Final Checklist for Hardware and Infrastructure Choice
Before you buy, confirm:
- Primary workload and growth outlook
- Required memory per job
- Single-node versus cluster design
- Network and storage readiness
- Rack power and cooling limits
- Software compatibility
- Support model and deployment timeline
- Three-year TCO versus cloud spend
Need Help Planning the Right NVIDIA Infrastructure?
Catalyst Data Solutions Inc helps organizations design, source, and deploy NVIDIA hardware and supporting infrastructure aligned with workload, performance, and budget requirements.
FAQs
Is it better to buy one powerful GPU or several smaller GPUs?
That depends on the workload. Large-model training often benefits from fewer, more capable GPUs with strong interconnects, while inference or distributed batch jobs may scale well across several smaller units.
How much cooling planning should happen before buying GPUs?
More than many teams expect. Cooling should be reviewed during selection, because rack density and airflow limits can block deployment even when the server technically fits the room.
Can a workstation replace a small AI server?
In some cases, yes. For local development, simulation, or moderate inference, a high-end workstation can be the right choice. For shared, always-on, or multi-user environments, servers are usually the better fit.
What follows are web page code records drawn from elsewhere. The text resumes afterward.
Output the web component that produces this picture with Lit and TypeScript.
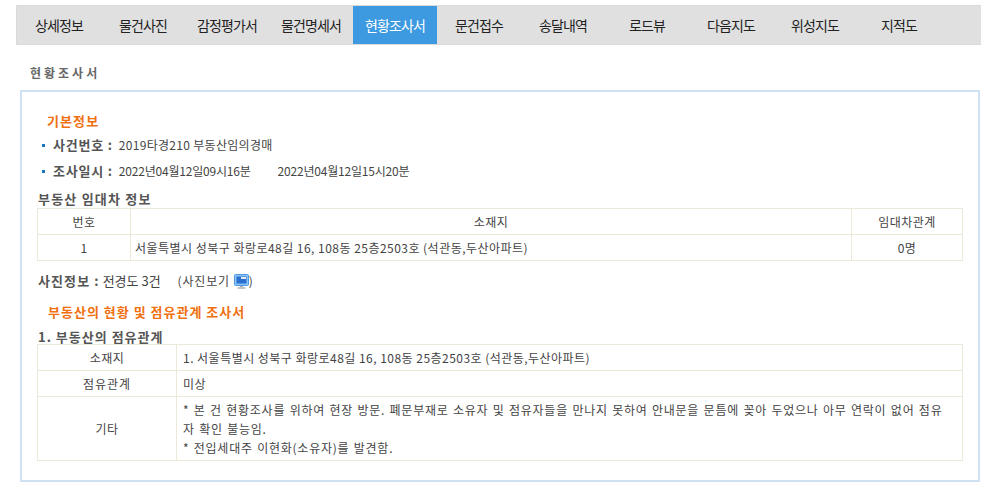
import { LitElement, html, css } from "lit";
import { customElement } from "lit/decorators.js";

const TABS = ["상세정보","물건사진","감정평가서","물건명세서","현황조사서","문건접수","송달내역","로드뷰","다음지도","위성지도","지적도"];
const ADDR = "서울특별시 성북구 화랑로48길 16, 108동 25층2503호 (석관동,두산아파트)";

@customElement("app-root")
export class AppRoot extends LitElement {
  static styles = css`
    :host { display: block; width: 981px; height: 491px; overflow: hidden; background: #fff; color: #333;
      font-family: "Noto Sans CJK KR", "Noto Sans", sans-serif; font-size: 12px; }
    * { box-sizing: border-box; }
    .page { padding: 5px 0 0 16px; }
    .nav { display: flex; height: 40px; background: #e0e0e0; border: 1px solid #dadada; border-right: 0; }
    .tab { width: 84px; height: 38px; display: flex; align-items: center; justify-content: center; font-size: 14px; letter-spacing: -0.9px; color: #222; }
    .tab.on { background: #3d9ae0; color: #fff; }
    .title { margin: 19px 0 0 14px; height: 17px; line-height: 17px; font-size: 12px; font-weight: 700; color: #666; letter-spacing: 3px; }
    .box { margin: 9px 1px 0 4px; height: 392px; border: 2px solid #cfe0f3; padding: 20px 15px 0 15px; }
    .h-or { color: #f07010; font-weight: 700; font-size: 13px; line-height: 18px; height: 18px; }
    .h1 { margin-left: 10px; letter-spacing: 1.1px; }
    .info { display: flex; align-items: center; height: 26px; color: #444; font-size: 12px; letter-spacing: -0.2px; margin-left: 5px; }
    .info1 { margin-top: 1px; letter-spacing: 0.3px; }
    .bul { width: 3px; height: 3px; background: #1a76c0; margin-right: 8px; margin-top: 2px; }
    .info b { color: #555; font-size: 13px; letter-spacing: 0.8px; margin-right: 6px; }
    .gap { margin-left: 27px; }
    .sub { color: #555; font-weight: 700; font-size: 13px; line-height: 14px; height: 14px; margin-left: 1px; }
    .s1 { margin-top: 9px; margin-bottom: 2px; letter-spacing: 1.2px; }
    table { border-collapse: collapse; table-layout: fixed; width: 925px; color: #444; font-size: 12px; letter-spacing: 0.47px; }
    td { border: 1px solid #ece9d8; text-align: center; height: 26px; padding: 0 5px; line-height: 25px; }
    td.l { text-align: left; padding-left: 4px; }
    td.m { padding-left: 6px; padding-right: 12px; }
    td.long { line-height: 19px; padding-top: 3px; padding-bottom: 3px; word-spacing: 1px; letter-spacing: 0.75px; }
    .wide { letter-spacing: 1px; }
    .photo { display: flex; align-items: center; height: 22px; margin-top: 8px; color: #444; font-size: 13px; }
    .photo b { color: #555; letter-spacing: 1.1px; margin-right: 3px; margin-left: 1px; }
    .ph2 { margin-left: 17px; font-size: 12px; display: flex; align-items: center; letter-spacing: 0.8px; }
    svg { display: block; margin: 2px 0 0 4px; }
    .h2 { margin: 12px 0 0 11px; letter-spacing: 1px; }
    .s2 { margin-top: 9px; letter-spacing: 1px; }
  `;
  render() {
    return html`<div class="page">
      <div class="nav">${TABS.map((t, i) => html`<div class="tab ${i === 4 ? "on" : ""}">${t}</div>`)}</div>
      <div class="title">현황조사서</div>
      <div class="box">
        <div class="h-or h1">기본정보</div>
        <div class="info info1"><span class="bul"></span><b>사건번호 :</b>2019타경210 부동산임의경매</div>
        <div class="info"><span class="bul"></span><b>조사일시 :</b>2022년04월12일09시16분<span class="gap">2022년04월12일15시20분</span></div>
        <div class="sub s1">부동산 임대차 정보</div>
        <table>
          <colgroup><col style="width:93px"><col style="width:721px"><col style="width:111px"></colgroup>
          <tr><td>번호</td><td>소재지</td><td>임대차관계</td></tr>
          <tr><td>1</td><td class="l">${ADDR}</td><td>0명</td></tr>
        </table>
        <div class="photo"><b>사진정보 :</b>전경도 3건<span class="ph2">(사진보기<svg width="15" height="15" viewBox="0 0 15 15"><rect x="0.5" y="0.5" width="14" height="11" rx="1" fill="#8cc2f4" stroke="#4f9ae6"/><rect x="2.5" y="2.5" width="10" height="7" fill="#2a6fd0"/><rect x="7" y="3" width="5" height="2" fill="#e4edf8"/><rect x="6" y="12" width="3" height="1" fill="#a8adb2"/><rect x="3.5" y="13" width="8" height="2" fill="#c2c5c9"/></svg>)</span></div>
        <div class="h-or h2">부동산의 현황 및 점유관계 조사서</div>
        <div class="sub s2">1. 부동산의 점유관계</div>
        <table>
          <colgroup><col style="width:139px"><col style="width:786px"></colgroup>
          <tr><td>소재지</td><td class="l m">1. ${ADDR}</td></tr>
          <tr><td class="wide">점유관계</td><td class="l m">미상</td></tr>
          <tr><td>기타</td><td class="l m long">* 본 건 현황조사를 위하여 현장 방문. 폐문부재로 소유자 및 점유자들을 만나지 못하여 안내문을 문틈에 꽂아 두었으나 아무 연락이 없어 점유자 확인 불능임.<br>* 전입세대주 이현화(소유자)를 발견함.</td></tr>
        </table>
      </div>
    </div>`;
  }
}
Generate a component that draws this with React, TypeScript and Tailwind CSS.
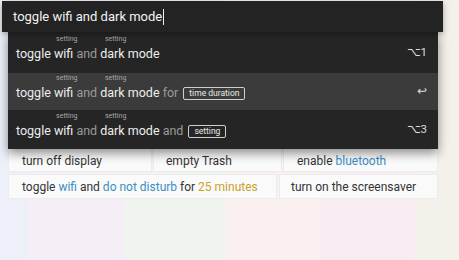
import React from 'react';

const bands = ['#eef0f9', '#f6eef6', '#eff4ef', '#faf0f0', '#f7ecf1', '#f4f1ea'];

const Tagged: React.FC<{ word: string }> = ({ word }) => (
  <span className="relative inline-block">
    {word}
    <span className="absolute left-1/2 -translate-x-[35%] -top-[9px] text-[7px] leading-none text-[#a8a8a8]">
      setting
    </span>
  </span>
);

const Chip: React.FC<{ label: string }> = ({ label }) => (
  <span className="ml-[5px] inline-flex items-center h-[13px] px-[5px] rounded-[2px] border border-[#cfcfcf] text-[8.5px] leading-none text-[#e8e8e8]">
    {label}
  </span>
);

const Suggestion: React.FC<{ active?: boolean; tail?: React.ReactNode; hint: string; h: string }> = ({ active, tail, hint, h }) => (
  <div className={`${h} flex items-center justify-between pl-[8px] pr-[11px] ${active ? 'bg-[#3b3b3b]' : 'bg-[#252525]'}`}>
    <div className="flex items-center text-[12.5px] text-[#ededed] whitespace-nowrap pt-[3px]">
      <span>toggle&nbsp;</span>
      <Tagged word="wifi" />
      <span className="text-[#9a9a9a]">&nbsp;and&nbsp;</span>
      <Tagged word="dark" />
      <span>&nbsp;mode</span>
      {tail}
    </div>
    <span className="text-[11.5px] text-[#dcdcdc] pt-[1px]">{hint}</span>
  </div>
);

const App: React.FC = () => {
  return (
    <div className="relative w-[459px] h-[260px] overflow-hidden" style={{ fontFamily: 'Roboto, "Liberation Sans", sans-serif' }}>
      {/* pastel backdrop */}
      <div className="absolute inset-0 flex">
        <div className="w-[28px]" style={{ background: bands[0] }} />
        <div className="w-[96px]" style={{ background: bands[1] }} />
        <div className="w-[101px]" style={{ background: bands[2] }} />
        <div className="w-[95px]" style={{ background: bands[3] }} />
        <div className="w-[95px]" style={{ background: bands[4] }} />
        <div className="flex-1" style={{ background: bands[5] }} />
      </div>

      <div className="relative flex flex-col">
        {/* search input */}
        <div className="ml-[2px] mt-[1px] w-[441px] h-[31px] bg-[#232323] shadow-[0_2px_6px_rgba(0,0,0,0.35)] flex items-center pl-[11px] text-[13px] text-[#f2f2f2] z-20">
          <span>toggle wifi and dark mode</span>
          <span className="ml-[1px] w-[1px] h-[16px] bg-[#f2f2f2]" />
        </div>

        {/* example commands grid */}
        <div className="ml-[8px] w-[430px] mt-[90px] flex flex-col gap-[2px] text-[12px] text-[#333]">
          <div className="h-[50px] flex gap-[1px]">
            <div className="w-[144px] bg-[#fafafa] border border-[#ececec] flex items-center pt-[28px] pl-[13px]">turn off display</div>
            <div className="w-[129px] bg-[#fafafa] border border-[#ececec] flex items-center pt-[28px] pl-[12px]">empty Trash</div>
            <div className="flex-1 bg-[#fafafa] border border-[#ececec] flex items-center pt-[28px] pl-[13px]">
              enable&nbsp;<span className="text-[#3b8ec2]">bluetooth</span>
            </div>
          </div>
          <div className="h-[25px] flex gap-[2px]">
            <div className="w-[269px] bg-[#fafafa] border border-[#ececec] flex items-center pt-[1px] pl-[13px] whitespace-nowrap">
              toggle&nbsp;<span className="text-[#3b8ec2]">wifi</span>&nbsp;and&nbsp;
              <span className="text-[#3b8ec2]">do not disturb</span>&nbsp;for&nbsp;
              <span className="text-[#c9a12a]">25 minutes</span>
            </div>
            <div className="flex-1 bg-[#fafafa] border border-[#ececec] flex items-center pt-[1px] pl-[11px]">turn on the screensaver</div>
          </div>
        </div>
      </div>

      {/* suggestions dropdown */}
      <div className="absolute left-[8px] top-[32px] w-[430px] flex flex-col shadow-[0_4px_10px_rgba(0,0,0,0.45)] z-10">
        <Suggestion h="h-[41px]" hint="⌥1" />
        <Suggestion h="h-[37px]" active hint="↩" tail={<><span className="text-[#9a9a9a]">&nbsp;for</span><Chip label="time duration" /></>} />
        <Suggestion h="h-[39px]" hint="⌥3" tail={<><span className="text-[#9a9a9a]">&nbsp;and</span><Chip label="setting" /></>} />
      </div>
    </div>
  );
};

export default App;
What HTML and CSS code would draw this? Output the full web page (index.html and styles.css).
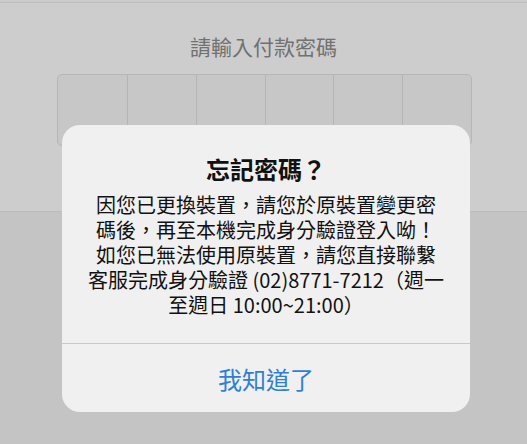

When does cloud GPU usage become more expensive than on-premise?
Cloud usually becomes less attractive when workloads are heavy, predictable, and sustained over long periods. Once utilization stays high, owned infrastructure often gives better long-term economics.
Do I need specialized networking for a small GPU deployment?
Not always. Single-node systems may not need advanced fabric design. Once workloads span multiple GPUs across multiple servers, high-speed low-latency networking becomes much more important.
How often should infrastructure plans be revisited?
At least every 12 months, or sooner if model size, user demand, software requirements, or facility limits change. AI infrastructure planning ages quickly, so regular review helps avoid mismatched investments.